§ Interface markup and scripts:
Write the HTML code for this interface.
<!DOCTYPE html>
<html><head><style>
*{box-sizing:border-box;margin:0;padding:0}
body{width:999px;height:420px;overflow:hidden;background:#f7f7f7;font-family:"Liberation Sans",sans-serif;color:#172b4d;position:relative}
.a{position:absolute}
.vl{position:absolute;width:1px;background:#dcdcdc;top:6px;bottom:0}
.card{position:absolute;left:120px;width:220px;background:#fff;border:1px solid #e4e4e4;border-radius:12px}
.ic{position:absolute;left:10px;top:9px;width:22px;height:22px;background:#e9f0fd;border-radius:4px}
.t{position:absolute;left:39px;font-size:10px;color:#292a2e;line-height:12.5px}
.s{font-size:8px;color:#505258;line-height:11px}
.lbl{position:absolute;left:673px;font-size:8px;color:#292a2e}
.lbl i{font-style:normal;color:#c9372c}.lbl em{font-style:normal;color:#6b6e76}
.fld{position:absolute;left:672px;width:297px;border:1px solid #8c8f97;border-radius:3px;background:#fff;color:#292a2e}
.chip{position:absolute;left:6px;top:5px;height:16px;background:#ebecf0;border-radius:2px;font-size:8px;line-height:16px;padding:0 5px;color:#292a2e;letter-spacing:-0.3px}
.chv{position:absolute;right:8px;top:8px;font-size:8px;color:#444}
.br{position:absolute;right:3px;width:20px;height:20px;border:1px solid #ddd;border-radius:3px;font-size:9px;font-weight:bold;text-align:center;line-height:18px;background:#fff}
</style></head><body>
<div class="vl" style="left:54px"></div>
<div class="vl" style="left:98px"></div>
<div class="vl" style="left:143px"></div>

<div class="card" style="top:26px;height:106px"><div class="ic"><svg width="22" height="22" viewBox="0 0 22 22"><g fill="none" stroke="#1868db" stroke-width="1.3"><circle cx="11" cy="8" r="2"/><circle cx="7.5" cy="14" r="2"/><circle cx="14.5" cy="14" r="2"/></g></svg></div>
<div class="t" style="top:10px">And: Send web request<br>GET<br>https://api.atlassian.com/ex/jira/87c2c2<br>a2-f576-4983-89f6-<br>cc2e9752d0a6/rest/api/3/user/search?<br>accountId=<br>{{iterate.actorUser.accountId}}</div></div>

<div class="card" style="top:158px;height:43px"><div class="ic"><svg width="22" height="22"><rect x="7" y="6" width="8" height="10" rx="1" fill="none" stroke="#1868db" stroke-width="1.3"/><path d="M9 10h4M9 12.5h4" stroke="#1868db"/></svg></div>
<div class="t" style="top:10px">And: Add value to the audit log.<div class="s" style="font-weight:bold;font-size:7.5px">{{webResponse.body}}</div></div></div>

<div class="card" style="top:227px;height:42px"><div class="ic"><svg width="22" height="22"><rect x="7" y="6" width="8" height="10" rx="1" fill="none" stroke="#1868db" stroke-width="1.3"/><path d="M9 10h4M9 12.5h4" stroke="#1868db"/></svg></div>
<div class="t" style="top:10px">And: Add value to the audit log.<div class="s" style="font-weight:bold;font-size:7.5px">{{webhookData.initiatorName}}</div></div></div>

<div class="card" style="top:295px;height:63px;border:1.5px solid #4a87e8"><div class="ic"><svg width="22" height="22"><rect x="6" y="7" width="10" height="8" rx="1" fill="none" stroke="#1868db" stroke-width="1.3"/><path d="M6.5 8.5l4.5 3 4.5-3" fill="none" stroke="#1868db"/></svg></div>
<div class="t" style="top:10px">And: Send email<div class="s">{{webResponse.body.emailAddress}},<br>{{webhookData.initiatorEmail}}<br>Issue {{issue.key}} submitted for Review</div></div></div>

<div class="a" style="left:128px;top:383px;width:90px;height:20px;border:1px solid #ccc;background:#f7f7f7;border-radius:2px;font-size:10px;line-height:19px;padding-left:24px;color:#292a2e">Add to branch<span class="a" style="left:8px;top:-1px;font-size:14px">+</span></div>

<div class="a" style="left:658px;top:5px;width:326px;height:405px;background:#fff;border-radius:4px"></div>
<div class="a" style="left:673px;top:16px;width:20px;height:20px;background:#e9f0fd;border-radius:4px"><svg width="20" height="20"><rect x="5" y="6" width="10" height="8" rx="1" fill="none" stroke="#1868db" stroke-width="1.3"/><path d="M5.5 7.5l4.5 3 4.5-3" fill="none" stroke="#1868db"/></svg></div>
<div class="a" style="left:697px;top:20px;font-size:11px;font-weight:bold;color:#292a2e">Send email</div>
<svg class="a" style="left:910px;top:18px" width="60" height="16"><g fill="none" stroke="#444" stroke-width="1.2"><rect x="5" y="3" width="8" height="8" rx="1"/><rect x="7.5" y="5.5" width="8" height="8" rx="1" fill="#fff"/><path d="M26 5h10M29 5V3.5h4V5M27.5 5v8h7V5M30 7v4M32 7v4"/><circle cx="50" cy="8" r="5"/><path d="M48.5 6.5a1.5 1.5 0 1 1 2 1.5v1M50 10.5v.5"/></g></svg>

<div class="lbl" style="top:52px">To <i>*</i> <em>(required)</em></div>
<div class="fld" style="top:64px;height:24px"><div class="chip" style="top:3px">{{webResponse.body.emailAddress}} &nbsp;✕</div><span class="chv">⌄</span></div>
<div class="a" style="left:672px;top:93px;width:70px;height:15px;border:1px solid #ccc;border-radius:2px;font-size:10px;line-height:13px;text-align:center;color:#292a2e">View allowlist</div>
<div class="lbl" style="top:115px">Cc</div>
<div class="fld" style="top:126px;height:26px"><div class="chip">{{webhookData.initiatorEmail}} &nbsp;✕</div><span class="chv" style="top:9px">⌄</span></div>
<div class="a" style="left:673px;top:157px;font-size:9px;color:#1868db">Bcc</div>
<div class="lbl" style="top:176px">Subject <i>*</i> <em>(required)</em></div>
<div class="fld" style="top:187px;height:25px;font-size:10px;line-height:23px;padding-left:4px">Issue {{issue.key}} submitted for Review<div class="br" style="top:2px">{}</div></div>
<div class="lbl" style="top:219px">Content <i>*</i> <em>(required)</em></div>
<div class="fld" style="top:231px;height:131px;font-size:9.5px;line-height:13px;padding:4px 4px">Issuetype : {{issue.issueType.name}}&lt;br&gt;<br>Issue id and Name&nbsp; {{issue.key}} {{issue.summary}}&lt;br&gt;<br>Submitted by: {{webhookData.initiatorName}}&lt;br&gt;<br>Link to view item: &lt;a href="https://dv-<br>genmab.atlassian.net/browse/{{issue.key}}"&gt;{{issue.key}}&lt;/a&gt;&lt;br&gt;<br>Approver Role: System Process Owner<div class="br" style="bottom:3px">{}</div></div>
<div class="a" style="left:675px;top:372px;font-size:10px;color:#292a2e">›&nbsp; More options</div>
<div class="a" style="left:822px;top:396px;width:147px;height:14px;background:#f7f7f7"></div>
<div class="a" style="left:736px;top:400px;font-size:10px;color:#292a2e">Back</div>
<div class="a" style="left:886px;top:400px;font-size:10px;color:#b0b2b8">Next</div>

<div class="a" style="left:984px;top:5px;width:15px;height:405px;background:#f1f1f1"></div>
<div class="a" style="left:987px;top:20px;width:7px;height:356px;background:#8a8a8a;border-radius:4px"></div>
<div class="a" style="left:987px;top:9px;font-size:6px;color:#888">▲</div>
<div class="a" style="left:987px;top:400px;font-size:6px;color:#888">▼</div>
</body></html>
==
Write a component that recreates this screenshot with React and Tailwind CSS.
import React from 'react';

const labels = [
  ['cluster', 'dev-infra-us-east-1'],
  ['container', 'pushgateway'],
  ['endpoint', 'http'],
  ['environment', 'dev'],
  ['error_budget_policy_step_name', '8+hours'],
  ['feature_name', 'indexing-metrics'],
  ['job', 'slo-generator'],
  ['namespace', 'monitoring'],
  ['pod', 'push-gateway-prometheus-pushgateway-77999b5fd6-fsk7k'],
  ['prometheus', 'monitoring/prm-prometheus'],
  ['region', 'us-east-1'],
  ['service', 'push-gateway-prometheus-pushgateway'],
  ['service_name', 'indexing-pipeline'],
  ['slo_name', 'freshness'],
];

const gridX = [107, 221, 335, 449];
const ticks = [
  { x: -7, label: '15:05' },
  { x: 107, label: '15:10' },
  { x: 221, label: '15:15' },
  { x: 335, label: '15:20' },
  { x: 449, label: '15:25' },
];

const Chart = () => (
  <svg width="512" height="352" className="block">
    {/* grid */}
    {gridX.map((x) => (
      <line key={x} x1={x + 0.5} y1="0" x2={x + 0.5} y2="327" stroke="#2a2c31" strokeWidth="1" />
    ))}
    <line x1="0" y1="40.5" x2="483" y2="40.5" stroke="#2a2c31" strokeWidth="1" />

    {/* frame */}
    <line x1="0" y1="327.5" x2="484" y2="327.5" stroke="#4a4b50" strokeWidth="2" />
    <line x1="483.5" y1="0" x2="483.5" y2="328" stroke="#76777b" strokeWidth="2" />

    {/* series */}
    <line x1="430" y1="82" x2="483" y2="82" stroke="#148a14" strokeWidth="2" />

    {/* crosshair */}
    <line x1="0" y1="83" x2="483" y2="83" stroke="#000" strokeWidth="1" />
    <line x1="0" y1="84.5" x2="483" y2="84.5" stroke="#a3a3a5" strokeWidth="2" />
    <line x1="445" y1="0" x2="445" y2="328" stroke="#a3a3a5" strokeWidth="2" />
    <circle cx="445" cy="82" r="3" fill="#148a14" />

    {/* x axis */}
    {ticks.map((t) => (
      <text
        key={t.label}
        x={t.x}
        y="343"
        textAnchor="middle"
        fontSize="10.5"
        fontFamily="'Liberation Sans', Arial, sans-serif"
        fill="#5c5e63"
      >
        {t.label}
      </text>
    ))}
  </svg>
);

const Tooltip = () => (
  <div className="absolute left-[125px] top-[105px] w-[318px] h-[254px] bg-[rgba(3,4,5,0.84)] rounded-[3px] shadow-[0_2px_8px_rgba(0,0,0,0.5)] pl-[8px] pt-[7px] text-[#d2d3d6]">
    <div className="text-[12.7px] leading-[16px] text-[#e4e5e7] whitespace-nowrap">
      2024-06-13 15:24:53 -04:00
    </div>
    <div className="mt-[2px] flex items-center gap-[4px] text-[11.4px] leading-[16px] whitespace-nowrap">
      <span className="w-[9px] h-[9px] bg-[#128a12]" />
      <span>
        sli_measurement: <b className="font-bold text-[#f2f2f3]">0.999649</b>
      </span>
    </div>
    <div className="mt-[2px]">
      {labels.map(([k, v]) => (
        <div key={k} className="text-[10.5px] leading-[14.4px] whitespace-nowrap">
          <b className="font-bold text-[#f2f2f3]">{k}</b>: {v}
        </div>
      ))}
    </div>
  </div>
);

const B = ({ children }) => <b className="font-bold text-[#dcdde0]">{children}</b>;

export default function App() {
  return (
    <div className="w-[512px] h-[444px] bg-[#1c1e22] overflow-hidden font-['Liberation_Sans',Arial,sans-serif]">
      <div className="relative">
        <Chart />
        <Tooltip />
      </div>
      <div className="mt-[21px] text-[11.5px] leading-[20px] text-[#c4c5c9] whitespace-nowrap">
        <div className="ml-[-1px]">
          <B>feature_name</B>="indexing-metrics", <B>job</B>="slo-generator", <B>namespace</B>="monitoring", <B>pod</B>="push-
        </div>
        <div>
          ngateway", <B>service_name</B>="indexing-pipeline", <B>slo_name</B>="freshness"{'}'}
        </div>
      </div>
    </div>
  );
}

§ The exercise:
Copy out each line of the data containing the string "Write".

§ Result:
Write the HTML code for this interface.
Write a component that recreates this screenshot with React and Tailwind CSS.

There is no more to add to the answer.